INFORMATION SUPPLIED ::
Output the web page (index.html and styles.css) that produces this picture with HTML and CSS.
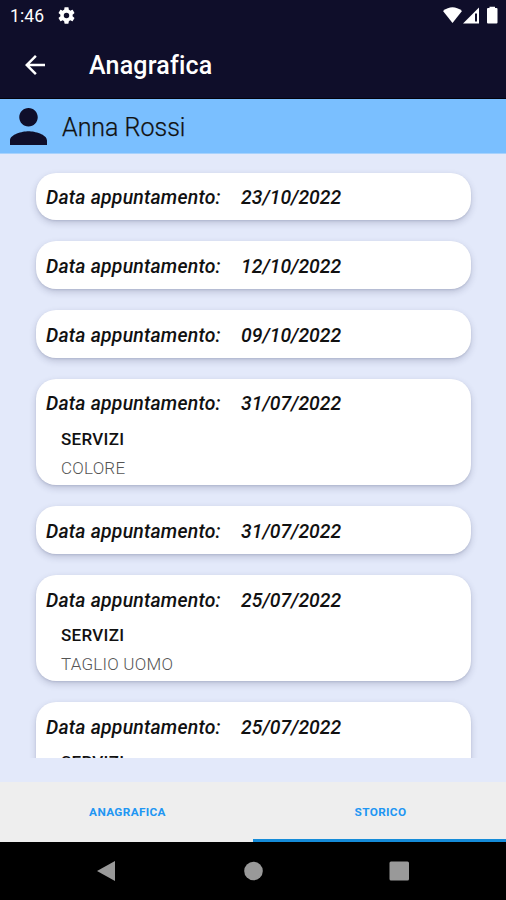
FILE: index.html
```html
<!DOCTYPE html>
<html lang="it">
<head>
<meta charset="utf-8">
<meta name="viewport" content="width=device-width, initial-scale=1">
<title>Anagrafica</title>
<link rel="stylesheet" href="styles.css">
</head>
<body>
<header class="top">
  <div class="status">
    <span class="clock">1:46</span>
    <svg class="gear" viewBox="2 2 20 20"><path fill-rule="evenodd" d="M19.14 12.94c.04-.3.06-.61.06-.94s-.02-.64-.07-.94l2.03-1.58c.18-.14.23-.41.12-.61l-1.92-3.32c-.12-.22-.37-.29-.59-.22l-2.39.96c-.5-.38-1.03-.7-1.62-.94l-.36-2.54c-.04-.24-.24-.41-.48-.41h-3.84c-.24 0-.43.17-.47.41l-.36 2.54c-.59.24-1.13.57-1.62.94l-2.39-.96c-.22-.08-.47 0-.59.22L2.74 8.87c-.12.21-.08.47.12.61l2.03 1.58c-.05.3-.09.63-.09.94s.02.64.07.94l-2.03 1.58c-.18.14-.23.41-.12.61l1.92 3.32c.12.22.37.29.59.22l2.39-.96c.5.38 1.03.7 1.62.94l.36 2.54c.05.24.24.41.48.41h3.84c.24 0 .44-.17.47-.41l.36-2.54c.59-.24 1.13-.56 1.62-.94l2.39.96c.22.08.47 0 .59-.22l1.92-3.32c.12-.22.07-.47-.12-.61zM12 15.2a3.2 3.2 0 1 1 0-6.4 3.2 3.2 0 0 1 0 6.4z"/></svg>
    <svg class="signals" viewBox="0 0 58 18"><path d="M0 5Q9.500-2.500 19 5L9.500 17z"/><path fill-rule="evenodd" d="M20 17.500L36 1.500V17.500zM32 7.500V15.500H34V7.500z"/><path d="M44 3Q44 2 45 2H46.500V.8H52V2H53.500Q54.500 2 54.500 3V16.500Q54.500 17.500 53.500 17.500H45Q44 17.500 44 16.500z"/></svg>
  </div>
  <div class="appbar">
    <svg class="back" viewBox="4 4 16 16"><path d="M20 11H7.830l5.590-5.590L12 4l-8 8 8 8 1.410-1.410L7.830 13H20z"/></svg>
    <h1>Anagrafica</h1>
  </div>
</header>
<section class="person">
  <svg class="avatar" viewBox="4 4 16 16" preserveAspectRatio="none"><path d="M12 12c2.210 0 4-1.790 4-4s-1.790-4-4-4-4 1.790-4 4 1.790 4 4 4zm0 2c-2.670 0-8 1.340-8 4v2h16v-2c0-2.660-5.330-4-8-4z"/></svg>
  <span class="name">Anna Rossi</span>
</section>
<main class="history">
  <article class="card"><div class="row"><span class="label">Data appuntamento:</span><span class="date">23/10/2022</span></div></article>
  <article class="card"><div class="row"><span class="label">Data appuntamento:</span><span class="date">12/10/2022</span></div></article>
  <article class="card"><div class="row"><span class="label">Data appuntamento:</span><span class="date">09/10/2022</span></div></article>
  <article class="card open"><div class="row"><span class="label">Data appuntamento:</span><span class="date">31/07/2022</span></div><h2>SERVIZI</h2><p>COLORE</p></article>
  <article class="card"><div class="row"><span class="label">Data appuntamento:</span><span class="date">31/07/2022</span></div></article>
  <article class="card open"><div class="row"><span class="label">Data appuntamento:</span><span class="date">25/07/2022</span></div><h2>SERVIZI</h2><p>TAGLIO UOMO</p></article>
  <article class="card open"><div class="row"><span class="label">Data appuntamento:</span><span class="date">25/07/2022</span></div><h2>SERVIZI</h2></article>
</main>
<nav class="tabs">
  <a class="tab">ANAGRAFICA</a>
  <a class="tab active">STORICO</a>
</nav>
<footer class="system">
  <svg viewBox="0 0 20 20"><path d="M0 10L18 0V20z"/></svg>
  <svg viewBox="0 0 20 20"><circle cx="10.500" cy="10" r="9.300"/></svg>
  <svg viewBox="0 0 20 20"><rect x=".5" y=".5" width="19.500" height="19" rx="1.500"/></svg>
</footer>
</body>
</html>
```
FILE: styles.css
```css
* { box-sizing: border-box; }
body {
  margin: 0;
  width: 506px;
  height: 900px;
  overflow: hidden;
  display: flex;
  flex-direction: column;
  background: #e3e9fa;
  color: #111;
  font-family: Roboto, sans-serif;
}
h1, h2, p { margin: 0; }
svg { display: block; flex: none; }
.top { height: 99px; flex: none; background: #0f0e2a; color: #fff; fill: #fff; border-bottom: 1px solid #03030c; }
.status { height: 32px; display: flex; align-items: center; padding: 0 5px 0 10px; }
.clock { width: 48px; font-size: 17.5px; letter-spacing: 0.1px; }
.gear { width: 17px; height: 17px; margin-top: -1px; }
.signals { width: 58px; height: 18px; margin-left: auto; margin-top: -2px; }
.appbar { height: 66px; display: flex; align-items: center; padding-left: 25px; }
.back { width: 20px; height: 20px; }
h1 { margin-left: 44px; font-size: 25px; line-height: 30px; font-weight: 500; letter-spacing: 0.2px; padding-top: 2px; }
.person { height: 55px; flex: none; display: flex; align-items: center; padding-left: 10px; background: #7abfff; border-bottom: 1px solid #a7d2fd; }
.avatar { width: 37px; height: 37px; fill: #0f0e2a; }
.name { margin-left: 15px; font-size: 25px; line-height: 30px; padding-top: 3px; font-weight: 300; -webkit-text-stroke: 0.25px; }
.history { height: 604px; flex: none; overflow: hidden; padding: 18.6px 35px 0 36px; display: flex; flex-direction: column; gap: 21.3px; }
.card { height: 47.5px; flex: none; background: #fff; border-radius: 20px; padding: 13px 10px 0; box-shadow: 0 3px 7px rgba(35, 40, 80, .2), 0 1px 2px rgba(35, 40, 80, .12); }
.card.open { height: 106px; }
.row { height: 24px; display: flex; align-items: center; font-size: 19.4px; font-style: italic; font-weight: 500; white-space: nowrap; }
.label { width: 195px; letter-spacing: 0.22px; }
h2 { margin: 11px 0 0 15px; font-size: 17px; line-height: 24px; font-weight: 500; letter-spacing: 0.3px; }
p { margin: 5px 0 0 15px; font-size: 17px; line-height: 24px; font-weight: 300; letter-spacing: 0.22px; color: #555; }
.tabs { height: 60px; flex: none; margin-top: 24px; display: flex; background: #eee; }
.tab { flex: 1; display: flex; align-items: center; justify-content: center; padding: 3px 0 0 2px; border-bottom: 3px solid transparent; color: #2196f3; font-size: 11.8px; font-weight: 700; letter-spacing: 0.35px; }
.tab.active { border-bottom-color: #158bd8; }
.system { flex: 1; display: flex; align-items: center; justify-content: center; gap: 126px; background: #000; fill: #999; }
.system svg { width: 20px; height: 20px; }
```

THE PROBLEM :: Reproduce the listing exactly. Leave its pictures out.

RESPONSE BELOW ::
Output the web page (index.html and styles.css) that produces this picture with HTML and CSS.
FILE: index.html
```html
<!DOCTYPE html>
<html lang="it">
<head>
<meta charset="utf-8">
<meta name="viewport" content="width=device-width, initial-scale=1">
<title>Anagrafica</title>
<link rel="stylesheet" href="styles.css">
</head>
<body>
<header class="top">
  <div class="status">
    <span class="clock">1:46</span>
    <svg class="gear" viewBox="2 2 20 20"><path fill-rule="evenodd" d="M19.14 12.94c.04-.3.06-.61.06-.94s-.02-.64-.07-.94l2.03-1.58c.18-.14.23-.41.12-.61l-1.92-3.32c-.12-.22-.37-.29-.59-.22l-2.39.96c-.5-.38-1.03-.7-1.62-.94l-.36-2.54c-.04-.24-.24-.41-.48-.41h-3.84c-.24 0-.43.17-.47.41l-.36 2.54c-.59.24-1.13.57-1.62.94l-2.39-.96c-.22-.08-.47 0-.59.22L2.74 8.87c-.12.21-.08.47.12.61l2.03 1.58c-.05.3-.09.63-.09.94s.02.64.07.94l-2.03 1.58c-.18.14-.23.41-.12.61l1.92 3.32c.12.22.37.29.59.22l2.39-.96c.5.38 1.03.7 1.62.94l.36 2.54c.05.24.24.41.48.41h3.84c.24 0 .44-.17.47-.41l.36-2.54c.59-.24 1.13-.56 1.62-.94l2.39.96c.22.08.47 0 .59-.22l1.92-3.32c.12-.22.07-.47-.12-.61zM12 15.2a3.2 3.2 0 1 1 0-6.4 3.2 3.2 0 0 1 0 6.4z"/></svg>
    <svg class="signals" viewBox="0 0 58 18"><path d="M0 5Q9.500-2.500 19 5L9.500 17z"/><path fill-rule="evenodd" d="M20 17.500L36 1.500V17.500zM32 7.500V15.500H34V7.500z"/><path d="M44 3Q44 2 45 2H46.500V.8H52V2H53.500Q54.500 2 54.500 3V16.500Q54.500 17.500 53.500 17.500H45Q44 17.500 44 16.500z"/></svg>
  </div>
  <div class="appbar">
    <svg class="back" viewBox="4 4 16 16"><path d="M20 11H7.830l5.590-5.590L12 4l-8 8 8 8 1.410-1.410L7.830 13H20z"/></svg>
    <h1>Anagrafica</h1>
  </div>
</header>
<section class="person">
  <svg class="avatar" viewBox="4 4 16 16" preserveAspectRatio="none"><path d="M12 12c2.210 0 4-1.790 4-4s-1.790-4-4-4-4 1.790-4 4 1.790 4 4 4zm0 2c-2.670 0-8 1.340-8 4v2h16v-2c0-2.660-5.330-4-8-4z"/></svg>
  <span class="name">Anna Rossi</span>
</section>
<main class="history">
  <article class="card"><div class="row"><span class="label">Data appuntamento:</span><span class="date">23/10/2022</span></div></article>
  <article class="card"><div class="row"><span class="label">Data appuntamento:</span><span class="date">12/10/2022</span></div></article>
  <article class="card"><div class="row"><span class="label">Data appuntamento:</span><span class="date">09/10/2022</span></div></article>
  <article class="card open"><div class="row"><span class="label">Data appuntamento:</span><span class="date">31/07/2022</span></div><h2>SERVIZI</h2><p>COLORE</p></article>
  <article class="card"><div class="row"><span class="label">Data appuntamento:</span><span class="date">31/07/2022</span></div></article>
  <article class="card open"><div class="row"><span class="label">Data appuntamento:</span><span class="date">25/07/2022</span></div><h2>SERVIZI</h2><p>TAGLIO UOMO</p></article>
  <article class="card open"><div class="row"><span class="label">Data appuntamento:</span><span class="date">25/07/2022</span></div><h2>SERVIZI</h2></article>
</main>
<nav class="tabs">
  <a class="tab">ANAGRAFICA</a>
  <a class="tab active">STORICO</a>
</nav>
<footer class="system">
  <svg viewBox="0 0 20 20"><path d="M0 10L18 0V20z"/></svg>
  <svg viewBox="0 0 20 20"><circle cx="10.500" cy="10" r="9.300"/></svg>
  <svg viewBox="0 0 20 20"><rect x=".5" y=".5" width="19.500" height="19" rx="1.500"/></svg>
</footer>
</body>
</html>
```
FILE: styles.css
```css
* { box-sizing: border-box; }
body {
  margin: 0;
  width: 506px;
  height: 900px;
  overflow: hidden;
  display: flex;
  flex-direction: column;
  background: #e3e9fa;
  color: #111;
  font-family: Roboto, sans-serif;
}
h1, h2, p { margin: 0; }
svg { display: block; flex: none; }
.top { height: 99px; flex: none; background: #0f0e2a; color: #fff; fill: #fff; border-bottom: 1px solid #03030c; }
.status { height: 32px; display: flex; align-items: center; padding: 0 5px 0 10px; }
.clock { width: 48px; font-size: 17.5px; letter-spacing: 0.1px; }
.gear { width: 17px; height: 17px; margin-top: -1px; }
.signals { width: 58px; height: 18px; margin-left: auto; margin-top: -2px; }
.appbar { height: 66px; display: flex; align-items: center; padding-left: 25px; }
.back { width: 20px; height: 20px; }
h1 { margin-left: 44px; font-size: 25px; line-height: 30px; font-weight: 500; letter-spacing: 0.2px; padding-top: 2px; }
.person { height: 55px; flex: none; display: flex; align-items: center; padding-left: 10px; background: #7abfff; border-bottom: 1px solid #a7d2fd; }
.avatar { width: 37px; height: 37px; fill: #0f0e2a; }
.name { margin-left: 15px; font-size: 25px; line-height: 30px; padding-top: 3px; font-weight: 300; -webkit-text-stroke: 0.25px; }
.history { height: 604px; flex: none; overflow: hidden; padding: 18.6px 35px 0 36px; display: flex; flex-direction: column; gap: 21.3px; }
.card { height: 47.5px; flex: none; background: #fff; border-radius: 20px; padding: 13px 10px 0; box-shadow: 0 3px 7px rgba(35, 40, 80, .2), 0 1px 2px rgba(35, 40, 80, .12); }
.card.open { height: 106px; }
.row { height: 24px; display: flex; align-items: center; font-size: 19.4px; font-style: italic; font-weight: 500; white-space: nowrap; }
.label { width: 195px; letter-spacing: 0.22px; }
h2 { margin: 11px 0 0 15px; font-size: 17px; line-height: 24px; font-weight: 500; letter-spacing: 0.3px; }
p { margin: 5px 0 0 15px; font-size: 17px; line-height: 24px; font-weight: 300; letter-spacing: 0.22px; color: #555; }
.tabs { height: 60px; flex: none; margin-top: 24px; display: flex; background: #eee; }
.tab { flex: 1; display: flex; align-items: center; justify-content: center; padding: 3px 0 0 2px; border-bottom: 3px solid transparent; color: #2196f3; font-size: 11.8px; font-weight: 700; letter-spacing: 0.35px; }
.tab.active { border-bottom-color: #158bd8; }
.system { flex: 1; display: flex; align-items: center; justify-content: center; gap: 126px; background: #000; fill: #999; }
.system svg { width: 20px; height: 20px; }
```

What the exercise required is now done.